The guy across from you is a queer one- clad in tights and sporting a crop-top. On his face is a plastered blend of eye shadow, nose powder and lip gloss, giving our own makeup queens back in the homeland a run for their money. He had literally come out of the closet, excuse the pun. It is a civilised society and no one bats an eye yet I could not help but stir memories of a high school where a specimen of his calibre would not be allowed a breathing chance within the compound- the old gang would not have hesitated to pull out the tyres and the petrol (well, perhaps only tyres in light of these trying times). So the reminder rings clear- We are not in Kenya.

The blonde chic seating beside me is your typical studious girl in horn rimmed glasses with a document binder in her hand everywhere she goes. She’s Canadian and has a lovely voice, especially when she is explaining Marx’s Theses on Feuerbach to the class (The question marks are in my head too, don’t worry). But I already hate her. In the previous class, a Math class, a professor was explaining quadratic equations- well, here’s where you appreciate the no-nonsense Kenyan way of Math- you’ll realise that most of these ‘apt international scholars’ would not know how to calculate 25% of a 100 without a scientific calculator. Disclaimer- this is no joke- one time a professor was teaching on the calculation of volume of a cuboid and, after intense concentration by the class who looked as if they were doing Differentiation and Integration, a short redhead with a particularly funny Southern American accent asked if we would be given a formula sheet containing the formula V=LWh or we would have to memorize it…

Back to the Canadian chic- the professor was explaining quadratic equations when she seemed to have a problem, a question rather. She was sitting just beside me and wanted to inquire about it… she turned to me and looked me over, giving me one of those appraising looks, and after having initially intended to ask something, she instead reached out to the Australian dude on my other side and right there, across me, they discussed the question. After the class, she leaned in in a sort of motherly fashion and in the most condescending tone, told me that things would be okay and that I would understand these concepts eventually and that she would totally help me with my math. I cannot say this treatment had not crossed my mind when I was preparing to leave Kenya but till then, I had been treated normally, no stares or snubs on the street, no looks of disgust, I mean, in fact, the French, if anything were a kind specimen. That this chic would blatantly assume I am at pains in my academic work was funny even-but I chose to smile, thinking toward our midterms when we would exchange our math test results and I would cherish the look on her face…

Back again to the present.

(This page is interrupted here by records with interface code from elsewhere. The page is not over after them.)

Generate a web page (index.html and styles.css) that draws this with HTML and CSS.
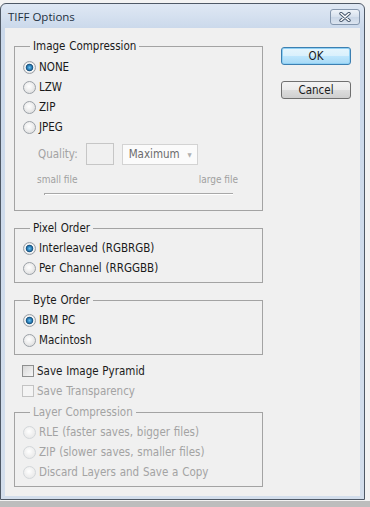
FILE: index.html
```html
<!DOCTYPE html>
<html lang="en">
<head>
  <meta charset="UTF-8" />
  <title>TIFF Options</title>
  <link rel="stylesheet" href="styles.css">
</head>
<body>
<div class="window">
  <div class="titlebar">
    <span class="title">TIFF Options</span>
    <span class="close-btn">
      <svg width="12" height="10" viewBox="0 0 12 10">
        <path d="M2 1.5 L10 8.5 M10 1.5 L2 8.5" stroke="#44546a" stroke-width="3.4" stroke-linecap="round"/>
        <path d="M2 1.5 L10 8.5 M10 1.5 L2 8.5" stroke="#ffffff" stroke-width="1.6" stroke-linecap="round"/>
      </svg>
    </span>
  </div>

  <div class="content">
    <div class="options">
      <fieldset class="group first">
        <legend>Image Compression</legend>
        <div class="row"><span class="radio checked"></span>NONE</div>
        <div class="row"><span class="radio"></span>LZW</div>
        <div class="row"><span class="radio"></span>ZIP</div>
        <div class="row"><span class="radio"></span>JPEG</div>
        <div class="quality">
          <span class="quality-label">Quality:</span>
          <span class="quality-box"></span>
          <span class="select">Maximum<span class="arrow">&#9660;</span></span>
        </div>
        <div class="size-labels">
          <span>small file</span>
          <span>large file</span>
        </div>
        <div class="slider"></div>
      </fieldset>

      <fieldset class="group">
        <legend>Pixel Order</legend>
        <div class="row"><span class="radio checked"></span>Interleaved (RGBRGB)</div>
        <div class="row"><span class="radio"></span>Per Channel (RRGGBB)</div>
      </fieldset>

      <fieldset class="group">
        <legend>Byte Order</legend>
        <div class="row"><span class="radio checked"></span>IBM PC</div>
        <div class="row"><span class="radio"></span>Macintosh</div>
      </fieldset>

      <div class="checks">
        <div class="row"><span class="checkbox"></span>Save Image Pyramid</div>
        <div class="row disabled"><span class="checkbox"></span>Save Transparency</div>
      </div>

      <fieldset class="group layers disabled">
        <legend>Layer Compression</legend>
        <div class="row"><span class="radio"></span>RLE (faster saves, bigger files)</div>
        <div class="row"><span class="radio"></span>ZIP (slower saves, smaller files)</div>
        <div class="row"><span class="radio"></span>Discard Layers and Save a Copy</div>
      </fieldset>
    </div>

    <div class="buttons">
      <button class="btn default">OK</button>
      <button class="btn">Cancel</button>
    </div>
  </div>
</div>
</body>
</html>
```

FILE: styles.css
```css
html, body {
  margin: 0;
  padding: 0;
}
body {
  width: 370px;
  height: 507px;
  overflow: hidden;
  background: linear-gradient(#f3f3f3 0 501px, #bdbdbd 501px);
  font-family: 'DejaVu Sans', Verdana, sans-serif;
  font-stretch: condensed;
  font-size: 11.5px;
  word-spacing: 0.5px;
  color: #1a1a1a;
}
.window {
  width: 365px;
  margin-top: 3px;
  box-sizing: border-box;
  border: 1px solid #4f5966;
  border-radius: 6px 6px 0 0;
  background: linear-gradient(#dfe8f4, #cbd9eb 24px, #d3deec);
}
.titlebar {
  height: 24px;
  display: flex;
  align-items: center;
  justify-content: space-between;
  padding: 0 4px 0 7px;
}
.title {
  font-family: 'Open Sans', 'Noto Sans', sans-serif;
  font-stretch: normal;
  font-size: 11.5px;
  word-spacing: 0;
  color: #22303f;
}
.close-btn {
  width: 30px;
  height: 16px;
  box-sizing: border-box;
  margin-top: 2px;
  display: flex;
  align-items: center;
  justify-content: center;
  border: 1px solid #8496ad;
  border-radius: 3px;
  background: linear-gradient(#eef3f9, #d6e0ed 50%, #c9d6e7 51%, #dbe4ef);
}
.content {
  display: flex;
  margin: 0 4px 3px;
  padding: 11px 0 9px 9px;
  background: #f0f0f0;
}
.options {
  width: 249px;
}
.group {
  margin: 11px 0 0;
  padding: 3px 0 4px 9px;
  border: 1px solid #a3a3a3;
  min-width: 0;
}
.group.first {
  margin-top: 0;
  padding-top: 4px;
  padding-bottom: 15px;
}
.group + .group {
  margin-top: 10px;
}
.group.layers {
  margin-top: 4px;
}
legend {
  margin-left: 6px;
  padding: 0 3px;
  line-height: 14px;
}
.row {
  height: 20px;
  display: flex;
  align-items: center;
  white-space: nowrap;
}
.radio {
  width: 13px;
  height: 13px;
  box-sizing: border-box;
  margin: 0 3px 0 -1px;
  border-radius: 50%;
  border: 1px solid #9ba1a7;
  background: radial-gradient(circle at 45% 40%, #ffffff, #f2f2f2 35%, #d6d6d6);
}
.radio.checked {
  background: radial-gradient(circle at 50% 50%, #6cc2f2 0, #2a7eb7 2.2px, #1a4f78 3.4px, #ffffff 4.2px, #eaeaea 5px, #d0d0d0);
}
.checks {
  margin-top: 6px;
}
.checkbox {
  width: 12px;
  height: 12px;
  box-sizing: border-box;
  margin: 0 3px 0 8px;
  border: 1px solid #8e8f8f;
  background: linear-gradient(135deg, #d8d8d8, #f7f7f7);
}
.disabled, .disabled legend {
  color: #a3a3a3;
}
.disabled .radio {
  border-color: #d3d7da;
  background: radial-gradient(circle at 45% 40%, #ffffff, #f0f0f0 50%, #e4e4e4);
}
.disabled .checkbox {
  border-color: #c3c3c3;
  background: #f4f4f4;
}
.quality {
  display: flex;
  align-items: center;
  margin: 6px 0 0 14px;
  height: 22px;
  color: #a3a3a3;
  font-size: 11.5px;
}
.quality-box {
  width: 28px;
  height: 22px;
  box-sizing: border-box;
  margin-left: 8px;
  border: 1px solid #c6c6c6;
  background: #f0f0f0;
}
.select {
  width: 76px;
  height: 21px;
  box-sizing: border-box;
  margin-left: 8px;
  padding-left: 6px;
  display: flex;
  align-items: center;
  justify-content: space-between;
  border: 1px solid #d3d3d3;
  background: #fbfbfb;
  color: #6b6b6b;
}
.arrow {
  font-size: 6px;
  color: #b0b0b0;
  padding-right: 5px;
}
.size-labels {
  display: flex;
  justify-content: space-between;
  width: 201px;
  margin: 8px 0 0 13px;
  line-height: 14px;
  font-size: 10px;
  word-spacing: 0;
  color: #a0a0a0;
}
.slider {
  width: 188px;
  height: 1px;
  margin: 6px 0 0 20px;
  border-top: 1px solid #a8a8a8;
  border-left: 1px solid #a8a8a8;
  background: #ffffff;
}
.buttons {
  display: flex;
  flex-direction: column;
  gap: 16px;
  margin: 8px 0 0 18px;
}
.btn {
  width: 70px;
  height: 18px;
  padding: 0;
  font-family: 'DejaVu Sans', Verdana, sans-serif;
  font-stretch: condensed;
  font-size: 11.5px;
  color: #1a1a1a;
  border: 1px solid #707070;
  border-radius: 3px;
  background: linear-gradient(#f3f3f3, #ebebeb 50%, #dddddd 51%, #cfcfcf);
}
.btn.default {
  border-color: #3c7fb1;
  background: linear-gradient(#e6f5fd, #d9f0fc 50%, #bee6fd 51%, #a7d9f5);
  box-shadow: inset 0 0 0 1px #8fd0f4;
}
```
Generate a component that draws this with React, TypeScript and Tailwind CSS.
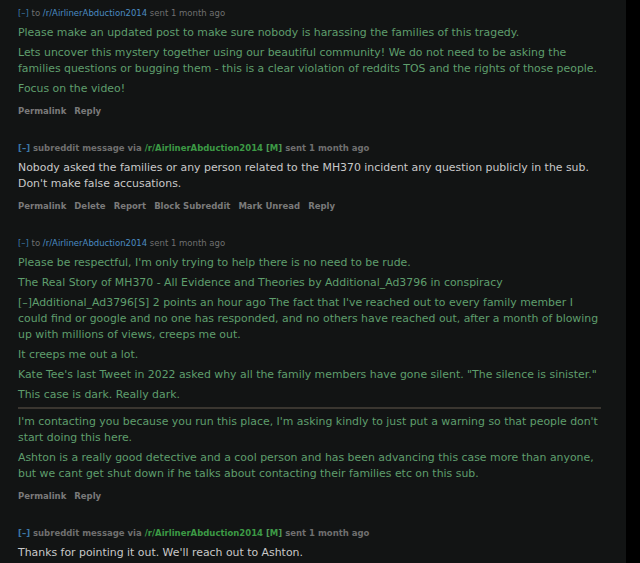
const body = "font-['DejaVu_Sans',Verdana,sans-serif]"

function Header({ mod }: { mod?: boolean }) {
  if (mod) {
    return (
      <div className={`${body} text-[8.5px] font-bold leading-[12px] text-[#6f6f6f]`}>
        <span className="text-[#3b78a8]">[–]</span> subreddit message via{' '}
        <span className="text-[#3c9a45]">/r/AirlinerAbduction2014</span>{' '}
        <span className="text-[#4f9a55]">[<span className="text-[#3c9a45]">M</span>]</span> sent 1 month ago
      </div>
    )
  }
  return (
    <div className={`${body} text-[8.5px] leading-[12px] text-[#6f6f6f]`}>
      <span className="text-[#3b78a8]">[–]</span> to{' '}
      <span className="text-[#4a8bc2]">/r/AirlinerAbduction2014</span> sent 1 month ago
    </div>
  )
}

function Buttons({ items }: { items: string[] }) {
  return (
    <div className={`${body} mt-[8px] flex gap-[8px] text-[8.5px] font-bold leading-[12px] text-[#7a7a7a]`}>
      {items.map((b) => (
        <span key={b}>{b}</span>
      ))}
    </div>
  )
}

function Message({
  mod,
  children,
  buttons,
}: {
  mod?: boolean
  children: React.ReactNode
  buttons?: string[]
}) {
  return (
    <div className="mb-[25px]">
      <Header mod={mod} />
      <div
        className={`${body} mt-[6px] flex flex-col gap-[4px] text-[10.9px] leading-[16px] ${
          mod ? 'text-[#c9c9c9]' : 'text-[#5f9e6d]'
        }`}
      >
        {children}
      </div>
      {buttons && <Buttons items={buttons} />}
    </div>
  )
}

export default function App() {
  return (
    <div className="flex h-[563px] w-[640px] overflow-hidden bg-[#121414]">
      <div className="w-[601px] shrink-0 pl-[18px] pt-[7px]">
        <Message buttons={['Permalink', 'Reply']}>
          <p>Please make an updated post to make sure nobody is harassing the families of this tragedy.</p>
          <p>
            Lets uncover this mystery together using our beautiful community! We do not need to be asking the
            families questions or bugging them - this is a clear violation of reddits TOS and the rights of those
            people.
          </p>
          <p>Focus on the video!</p>
        </Message>

        <Message mod buttons={['Permalink', 'Delete', 'Report', 'Block Subreddit', 'Mark Unread', 'Reply']}>
          <p>
            Nobody asked the families or any person related to the MH370 incident any question publicly in the sub.
            Don't make false accusations.
          </p>
        </Message>

        <Message buttons={['Permalink', 'Reply']}>
          <p>Please be respectful, I'm only trying to help there is no need to be rude.</p>
          <p>The Real Story of MH370 - All Evidence and Theories by Additional_Ad3796 in conspiracy</p>
          <p>
            [–]Additional_Ad3796[S] 2 points an hour ago The fact that I've reached out to every family member I
            could find or google and no one has responded, and no others have reached out, after a month of blowing
            up with millions of views, creeps me out.
          </p>
          <p>It creeps me out a lot.</p>
          <p>
            Kate Tee's last Tweet in 2022 asked why all the family members have gone silent. "The silence is
            sinister."
          </p>
          <p>This case is dark. Really dark.</p>
          <hr className="mt-0 mb-[1px] border-t-2 border-[#3a3630]" />
          <p>
            I'm contacting you because you run this place, I'm asking kindly to just put a warning so that people
            don't start doing this here.
          </p>
          <p>
            Ashton is a really good detective and a cool person and has been advancing this case more than anyone,
            but we cant get shut down if he talks about contacting their families etc on this sub.
          </p>
        </Message>

        <Message mod>
          <p>Thanks for pointing it out. We'll reach out to Ashton.</p>
        </Message>
      </div>
      <div className="flex-1" />
      <div className="w-[14px] shrink-0 bg-black" />
    </div>
  )
}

The Philosophy class draws to a close at 8 in the evening and the worries of an evening meal gather in your head for a meeting on how best to torment you. Your lunch was a snack in truth, but a lunch nevertheless in these lands-consisting of a couple of green peas that you are meant to chase around the plate with your knife and fork like Tom and Jerry, and a helping of mashed potatoes, yet calling it a helping would be ironical considering it doesn’t help your hunger situation in any way. Even Kokota’s Kenyan bedsitter chronicles of young freshmen and women resorting to chapatti laced with jam for supper cannot cheer me up-God I wish I had even that! My first couple of weeks have been those of a food company tester- sampling what the Frenchmen term as food and either spitting it out in disgust or acknowledging its edibility- my experiments have decisively concluded that no dish holds a candle to our prized ‘smokie pasua’ or its big brother ‘smokie-chapo’. Ugali is a dish only found in your dreams during your midnight cravings of real food. You wonder how these people survive. Again, this is not Kenya.

You begin the 10-minute walk home. It is still broad daylight at 8 as summer is not yet done with us. For the first time you appreciate the tranquillity and beauty of the place. Of course this is the first thing I’d tell you about France but it’s in my nature to begin with the bad. It’s as you see in the movies, except quieter since it’s a smaller town. You still miss the throbbing streets of the Nairobi CBD, the thrill of holding onto your valuables as you cross the den of criminal high life, the near clash of booming matatus along Tom Mboya… it’s a guilty pleasure.

Once you get home it’s a sanctuary. You kick off your shoes and look at the mountain of assignments awaiting to engulf you… You are an African, and more importantly a Kenyan -thus you smile to yourself knowing that it’ll wait till the last second of the deadline of handing it in, and there’s nothing you can do about it since it’s just in your blood.

Life is good though- it’s been a torrid couple of weeks settling in but you’ve finally got the hang of it-friends, food, entertainment- I have to say this because many might think its only doom and gloom outside Kenya- My only point would be the love of Kenya we all seem to take for granted.

For now, I finish as I began the first- Cherish these words “HII KENYA SIHAMI NG’O!”